The IDRAC on this server needs reset. Please coordinate a day and time that is best for this server to be taken off line.

The machine hosts the CI servers and interruptions are quite disruptive to our developers and for deployments. Ideally we should avoid conflict with scheduled window at https://wikitech.wikimedia.org/wiki/Deployments

Anytime in your morning (which is my late afternoon) will be fine, my calendar amusso@ wikimedia.org should be up to date.

@hashar since Monday is a Holiday, let is do this on the 18th at 10am CT. Thanks

@Papaul ack, I have send the following announcement to ops-l and wikitech-l.

The continuous integration server contint2001 will be restarted for a 
hardware maintenance on Tuesday January 18th at 16:00 UTC. During the 
maintenance, the CI systems will be unavailable:

- Jenkins
- Zuul
- https://integration.wikimedia.org/

The out-of-band management system requires an update to address 
intermittent loss of connectivity.  We have to restart the server.


Time conversions:

PST  8:00
CT  10:00
UTC 16:00
CET 17:00

And I have added it to the deployments calendar https://wikitech.wikimedia.org/wiki/Deployments#Tuesday%2C_January_18

@hashar let me know when this is offline so i can take over

Mentioned in SAL (#wikimedia-operations) [2022-01-18T15:59:52Z] <hashar> Shutting down CI for maintenance on contint2001 # T283582

@Papaul the machine is shutting down. I am on IRC if you want to sync up.

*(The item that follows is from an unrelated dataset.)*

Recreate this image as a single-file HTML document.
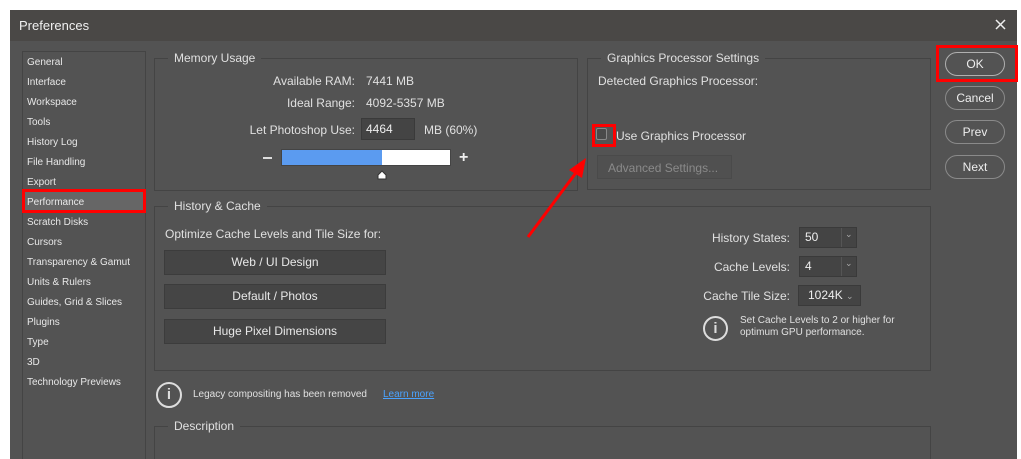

reset IDRAC, uograde BIOS and IDRAC.

hashar assigned this task to Papaul.

I have restarted ferm.

Zuul/Jenkins seems to behave properly. Thank you @Papaul for the upgrade!

@hashar no problem you can close the task once all is back online.

CI had to be restarted after the machine went up due to some oddities. The system is fully back up now.Thank you @Papaul!